The Mandalorian, season two

I imagine folks associated with the Skywalker saga look at “The Mandalorian” and wish they’d been given the same narrative freedom.

The Star Wars universe is vast and there are tremendous stories of all kinds to be told. But when it comes to the movies, there are limitations that prevent secondary characters and locations from coming to the fore.

What’s most impressive about “The Mandalorian”–and this was really on display in season two–is that the creators have found a way to tap into the aspects of Star Wars that attract the masses while simultaneously expanding and enhancing the scope of the narrative. Here’s a few examples:

Ahsoka – A key character in “The Clone Wars” and “Rebels” TV series (which you really should watch), Ahsoka made her live-action debut in this season of “The Mandalorian.” Her “Mandalorian” introduction was masterful because if you had no idea who Ahsoka was, you’d still immediately understand she’s a formidable presence who has mastered Jedi training. And if you were already familiar with Ahsoka, her arrival was a huge thrill (I didn’t realize how much I wanted Ahsoka to be part of the live-action world until she was in it).

Thrawn – He doesn’t appear on screen, but a single mention of Grand Admiral Thrawn hinted at a new big bad and a dramatic return for an important book and TV character. Again, those unfamiliar with Thrawn can presumably recognize he’s a key character and those who have followed Thrawn’s exploits can revel in the story possibilities he creates (e.g. If Thrawn is back, does that mean Ezra is around too?).

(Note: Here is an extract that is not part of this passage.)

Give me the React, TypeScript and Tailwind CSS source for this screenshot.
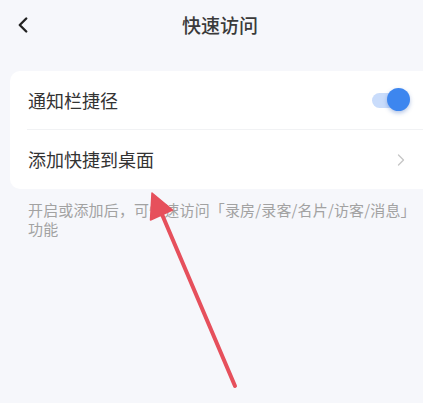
import { ChevronLeft, ChevronRight } from "lucide-react";

const font = { fontFamily: '"Noto Sans CJK SC", "Noto Sans", sans-serif' };

function Toggle({ on }: { on: boolean }) {
  return (
    <div className="relative flex h-[24px] w-[36px] items-center">
      <div className={`h-[15px] w-[32px] rounded-full ${on ? "bg-[#c9dcfb]" : "bg-[#e3e3e3]"}`} />
      <div
        className={`absolute top-0 h-[23px] w-[23px] rounded-full shadow-[0_2px_4px_rgba(40,90,180,0.35)] ${
          on ? "right-[-2px] bg-[#3d86ef]" : "left-0 bg-white"
        }`}
      />
    </div>
  );
}

export default function App() {
  return (
    <div className="relative min-h-screen w-full overflow-hidden bg-[#f6f7fb]" style={font}>
      {/* Header */}
      <div className="relative flex h-[50px] items-center justify-center pl-[17px]">
        <ChevronLeft size={26} strokeWidth={2.2} className="absolute left-[10px] top-[12px] text-[#222]" />
        <h1 className="text-[19px] font-medium text-[#3a3a3a]">快速访问</h1>
      </div>

      {/* Card */}
      <div className="ml-[10px] mt-[21px] rounded-l-[10px] bg-white">
        <div className="flex h-[58px] items-center justify-between pl-[18px] pr-[15px]">
          <span className="text-[18px] text-[#333]">通知栏捷径</span>
          <Toggle on />
        </div>
        <div className="ml-[17px] h-px bg-[#f1f2f4]" />
        <div className="flex h-[59px] items-center justify-between pl-[18px] pr-[12px]">
          <span className="text-[18px] text-[#333]">添加快捷到桌面</span>
          <ChevronRight size={20} strokeWidth={1.6} className="text-[#c6c6c6]" />
        </div>
      </div>

      {/* Hint */}
      <p className="mt-[11px] pl-[28px] pr-[4px] text-[15px] leading-[19px] tracking-[0.15px] text-[#a2a2a2]">
        开启或添加后，可快速访问「录房/录客/名片/访客/消息」
        <br />
        功能
      </p>

      {/* Annotation arrow */}
      <svg className="pointer-events-none absolute left-0 top-0" width="423" height="403" viewBox="0 0 423 403">
        <line x1="235" y1="386" x2="161" y2="212" stroke="#e6505c" strokeWidth="4" strokeLinecap="round" />
        <polygon points="152,193 172.5,210 150.5,220" fill="#e6505c" stroke="#e6505c" strokeWidth="1.5" strokeLinejoin="round" />
      </svg>
    </div>
  );
}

Mandalore – Mandalorian culture and intrigue was a big part of “The Clone Wars” and “Rebels,” and it seems like we’re going back to Mandalore in season three of “The Mandalorian.” It’s impressive how well–yet unobtrusively–the threads of Mandalore have been woven into “The Mandalorian” from the beginning. Example: The Mandalorians in “Clone Wars” and “Rebels” took their helmets off all the time, yet for Din Djarin helmet removal is a huge No No (though less of a No No in season two). This discrepancy is quickly mentioned and partially addressed when Bo-Katan (a staple of “Clone Wars” and “Rebels”) notes that Din must have been raised by the orthodox Children of the Watch. Lesser shows would have built an entire episode around this, yet in “The Mandalorian” it’s a casual line that sets up future world building. That’s smart. Going too deep into Mandalore’s culture, without being on or around Mandalore, would have pushed casual viewers away.

(A brief tangent on the missing Mandalorian: Let’s hope Sabine Wren makes an appearance in season three. This fun theory suggests she’s already on the show!)


Luke – Whether you’re immersed in the entire Star Wars canon or you’re just a fan of the films, you understood that Luke’s arrival in the season two finale of “The Mandalorian” was a huge deal. But beyond seeing Peak Luke doing Peak Luke things, his presence in “The Mandalorian” timeline opens up a host of questions for people like me who love to fill in Star Wars story gaps (you can go deeper into Luke’s post-“Return of the Jedi” life here).

One last thing: While no one will ever eclipse John Williams’ movie scores, the music on “The Mandalorian” is thrilling and distinctive.